1. A pipe crawler comprising a double-acting piston and cylinder assembly having members on axially displaceable component parts of the assembly to support the assembly substantially centrally within the bore of a pipe or tube, the members being normally of an effective lateral dimension greater than the diameter of the bore and having a rigidity such that when the pipe crawler is inserted into the bore the members are inclined to the axis of the pipe and their outer edges are continuously biassed into engagement with the wall of the pipe, and means for introducing pressure fluid to the assembly in such manner as to effect step-by-step travel of the crawler along the bore, the members on the axially displaceable component parts of the assembly acting to alternately anchor and release the respective component parts.

2. A pipe crawler as claimed in Claim 1, in which the elements are annular plates.

3. A pipe crawler as claimed in Claim 1, in which the elements are spiders.

4. A pipe crawler as claimed in any preceding claim, in which the elements are movable between a first position in which the members are inclined to the axis in a first sense and a second position in which the members are inclined to the axis in an opposite sense.

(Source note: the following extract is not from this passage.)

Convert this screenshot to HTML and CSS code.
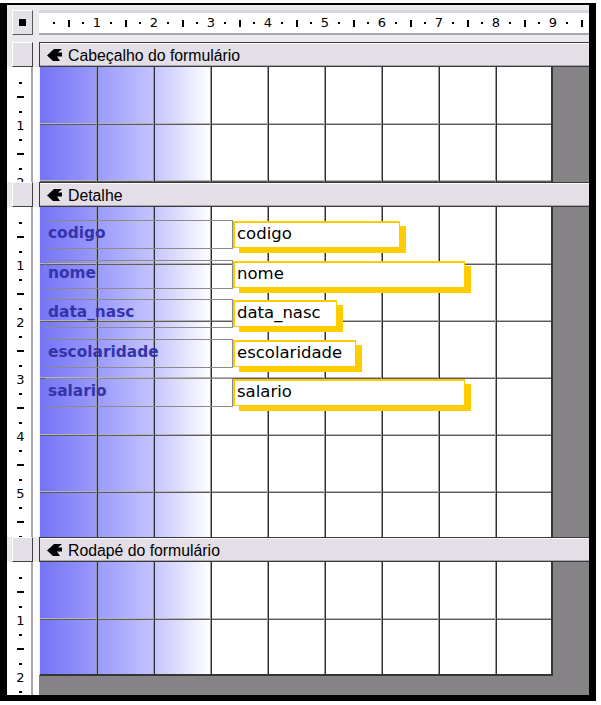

5. A pipe crawler as claimed in any preceding claim, including an inflatable and deflatable bladder engageable with the pipe when inflated and movable with one of said component parts.

6. A pipe crawler as claimed in Claim 5, including a pressure supply connection to the cylinder, said bladder being associated with said connection for inflation and deflation.

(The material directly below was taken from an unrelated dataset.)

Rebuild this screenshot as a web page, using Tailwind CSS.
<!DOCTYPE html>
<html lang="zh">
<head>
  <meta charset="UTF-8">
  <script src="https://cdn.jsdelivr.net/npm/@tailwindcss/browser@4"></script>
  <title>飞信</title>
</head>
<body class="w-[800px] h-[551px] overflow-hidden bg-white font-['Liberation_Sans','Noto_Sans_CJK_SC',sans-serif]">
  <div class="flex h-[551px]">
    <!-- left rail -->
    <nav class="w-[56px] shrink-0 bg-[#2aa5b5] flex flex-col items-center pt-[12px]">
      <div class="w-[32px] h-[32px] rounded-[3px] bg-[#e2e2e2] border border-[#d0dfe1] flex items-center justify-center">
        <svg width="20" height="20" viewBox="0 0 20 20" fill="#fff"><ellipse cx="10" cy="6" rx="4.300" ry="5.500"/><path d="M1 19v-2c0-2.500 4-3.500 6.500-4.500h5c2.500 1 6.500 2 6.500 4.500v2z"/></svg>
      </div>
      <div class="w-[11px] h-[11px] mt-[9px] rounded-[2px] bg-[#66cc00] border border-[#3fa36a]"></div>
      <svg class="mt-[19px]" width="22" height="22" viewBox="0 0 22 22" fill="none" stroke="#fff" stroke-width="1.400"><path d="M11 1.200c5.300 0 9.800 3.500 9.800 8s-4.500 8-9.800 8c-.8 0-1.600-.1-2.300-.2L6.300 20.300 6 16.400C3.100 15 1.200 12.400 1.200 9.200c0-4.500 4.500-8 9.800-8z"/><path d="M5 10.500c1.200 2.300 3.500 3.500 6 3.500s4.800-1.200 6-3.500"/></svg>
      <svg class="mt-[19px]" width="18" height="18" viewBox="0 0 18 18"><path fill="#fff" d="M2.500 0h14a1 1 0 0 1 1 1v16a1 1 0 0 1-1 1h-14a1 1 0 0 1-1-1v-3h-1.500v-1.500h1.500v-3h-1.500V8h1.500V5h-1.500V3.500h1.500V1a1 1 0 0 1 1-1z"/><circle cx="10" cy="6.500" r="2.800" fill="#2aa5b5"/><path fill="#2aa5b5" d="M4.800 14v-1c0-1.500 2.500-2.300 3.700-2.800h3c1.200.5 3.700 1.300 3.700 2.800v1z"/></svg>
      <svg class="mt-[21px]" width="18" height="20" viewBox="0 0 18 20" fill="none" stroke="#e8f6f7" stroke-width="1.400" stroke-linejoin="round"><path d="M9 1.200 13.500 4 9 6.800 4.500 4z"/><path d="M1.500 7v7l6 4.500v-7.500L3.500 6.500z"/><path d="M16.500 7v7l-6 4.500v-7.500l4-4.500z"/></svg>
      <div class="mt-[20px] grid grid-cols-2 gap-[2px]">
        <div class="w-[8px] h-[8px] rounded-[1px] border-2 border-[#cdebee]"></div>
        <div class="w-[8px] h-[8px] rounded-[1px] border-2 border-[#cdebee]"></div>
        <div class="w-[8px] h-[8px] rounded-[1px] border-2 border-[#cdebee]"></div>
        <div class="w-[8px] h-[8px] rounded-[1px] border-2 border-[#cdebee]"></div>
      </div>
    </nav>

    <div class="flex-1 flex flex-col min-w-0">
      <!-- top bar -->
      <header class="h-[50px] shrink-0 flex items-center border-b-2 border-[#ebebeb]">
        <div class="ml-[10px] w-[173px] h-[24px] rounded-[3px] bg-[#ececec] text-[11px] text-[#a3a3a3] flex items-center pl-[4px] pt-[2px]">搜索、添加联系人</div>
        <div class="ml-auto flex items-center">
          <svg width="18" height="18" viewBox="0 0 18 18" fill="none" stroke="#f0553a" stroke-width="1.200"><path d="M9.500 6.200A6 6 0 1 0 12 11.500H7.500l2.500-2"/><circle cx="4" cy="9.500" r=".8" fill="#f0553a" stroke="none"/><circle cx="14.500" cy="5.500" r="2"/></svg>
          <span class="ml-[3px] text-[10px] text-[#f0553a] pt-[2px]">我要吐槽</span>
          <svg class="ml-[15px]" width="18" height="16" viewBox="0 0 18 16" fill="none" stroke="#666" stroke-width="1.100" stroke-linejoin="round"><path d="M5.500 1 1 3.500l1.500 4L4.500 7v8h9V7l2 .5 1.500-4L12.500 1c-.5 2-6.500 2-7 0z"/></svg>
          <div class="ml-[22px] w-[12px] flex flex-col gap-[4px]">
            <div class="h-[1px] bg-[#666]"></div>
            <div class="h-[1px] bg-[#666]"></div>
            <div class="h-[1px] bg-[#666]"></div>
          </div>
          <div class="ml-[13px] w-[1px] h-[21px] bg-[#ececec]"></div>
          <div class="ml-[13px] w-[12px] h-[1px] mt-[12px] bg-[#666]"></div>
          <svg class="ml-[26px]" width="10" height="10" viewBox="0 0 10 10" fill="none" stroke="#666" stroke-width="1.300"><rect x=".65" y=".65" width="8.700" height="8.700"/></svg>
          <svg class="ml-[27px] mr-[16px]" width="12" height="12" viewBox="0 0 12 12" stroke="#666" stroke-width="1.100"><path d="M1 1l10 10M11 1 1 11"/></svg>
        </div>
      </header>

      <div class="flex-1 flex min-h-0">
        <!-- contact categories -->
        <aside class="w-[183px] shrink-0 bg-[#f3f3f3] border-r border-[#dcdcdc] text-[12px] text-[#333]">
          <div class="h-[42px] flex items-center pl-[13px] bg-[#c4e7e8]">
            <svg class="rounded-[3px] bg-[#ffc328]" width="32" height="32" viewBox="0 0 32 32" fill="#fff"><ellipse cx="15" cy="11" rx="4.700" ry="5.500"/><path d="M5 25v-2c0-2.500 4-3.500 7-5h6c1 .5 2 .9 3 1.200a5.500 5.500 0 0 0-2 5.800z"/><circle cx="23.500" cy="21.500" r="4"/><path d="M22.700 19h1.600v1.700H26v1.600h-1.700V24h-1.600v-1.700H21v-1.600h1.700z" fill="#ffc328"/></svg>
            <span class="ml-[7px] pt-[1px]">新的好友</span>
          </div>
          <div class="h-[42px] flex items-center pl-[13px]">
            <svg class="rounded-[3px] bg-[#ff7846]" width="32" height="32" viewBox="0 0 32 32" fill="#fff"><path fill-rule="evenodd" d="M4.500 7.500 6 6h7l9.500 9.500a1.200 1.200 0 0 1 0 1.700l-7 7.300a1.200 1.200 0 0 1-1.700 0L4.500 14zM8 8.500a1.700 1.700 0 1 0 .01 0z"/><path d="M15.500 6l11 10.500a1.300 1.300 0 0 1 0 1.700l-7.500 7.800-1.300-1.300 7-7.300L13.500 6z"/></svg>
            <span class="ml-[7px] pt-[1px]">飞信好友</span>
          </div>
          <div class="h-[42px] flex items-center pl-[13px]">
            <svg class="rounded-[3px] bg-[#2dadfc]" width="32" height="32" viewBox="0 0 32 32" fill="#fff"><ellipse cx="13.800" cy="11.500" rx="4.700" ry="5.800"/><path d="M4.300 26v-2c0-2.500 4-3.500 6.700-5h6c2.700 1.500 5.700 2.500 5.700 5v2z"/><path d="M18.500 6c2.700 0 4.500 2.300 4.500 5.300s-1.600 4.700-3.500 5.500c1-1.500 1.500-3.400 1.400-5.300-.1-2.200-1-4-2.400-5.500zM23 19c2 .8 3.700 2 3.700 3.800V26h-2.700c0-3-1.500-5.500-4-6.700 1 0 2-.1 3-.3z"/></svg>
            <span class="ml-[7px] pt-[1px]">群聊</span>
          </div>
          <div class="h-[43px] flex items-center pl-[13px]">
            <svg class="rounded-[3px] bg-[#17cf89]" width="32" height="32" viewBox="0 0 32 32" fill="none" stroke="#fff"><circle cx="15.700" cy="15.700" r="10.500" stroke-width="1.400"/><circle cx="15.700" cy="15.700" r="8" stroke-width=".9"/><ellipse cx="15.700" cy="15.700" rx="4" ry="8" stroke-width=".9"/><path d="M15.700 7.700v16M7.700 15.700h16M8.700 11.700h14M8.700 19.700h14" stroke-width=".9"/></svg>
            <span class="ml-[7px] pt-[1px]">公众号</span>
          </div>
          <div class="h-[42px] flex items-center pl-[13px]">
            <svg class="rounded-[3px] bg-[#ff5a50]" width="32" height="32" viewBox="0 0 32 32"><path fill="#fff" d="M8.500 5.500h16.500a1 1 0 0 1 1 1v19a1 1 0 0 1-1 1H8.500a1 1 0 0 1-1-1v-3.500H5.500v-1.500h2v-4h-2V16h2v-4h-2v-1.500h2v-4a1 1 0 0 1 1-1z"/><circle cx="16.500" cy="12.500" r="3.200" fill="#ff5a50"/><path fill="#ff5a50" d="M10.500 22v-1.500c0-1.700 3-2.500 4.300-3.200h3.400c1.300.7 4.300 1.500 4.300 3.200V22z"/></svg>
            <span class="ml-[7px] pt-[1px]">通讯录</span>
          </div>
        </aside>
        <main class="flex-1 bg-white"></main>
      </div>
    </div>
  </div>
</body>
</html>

7. A pipe crawler as claimed in any of Claims 1 to 4, comprising a further piston and cylinder assembly the cylinder of which is movable with the cylinder of the first-mentioned assembly, and means for introducing pressure fluid to the further assembly.

8. A pipe crawler as claimed in Claim 7, in which the piston of the further assembly is associated with a pressure fluid supply connection for the first-mentioned assembly.

9. A pipe crawler substantially as hereinbefore described with reference to and as shown in Figure 1, or Figure 2, or Figure 3, or Figure 4 of the accompanying drawings.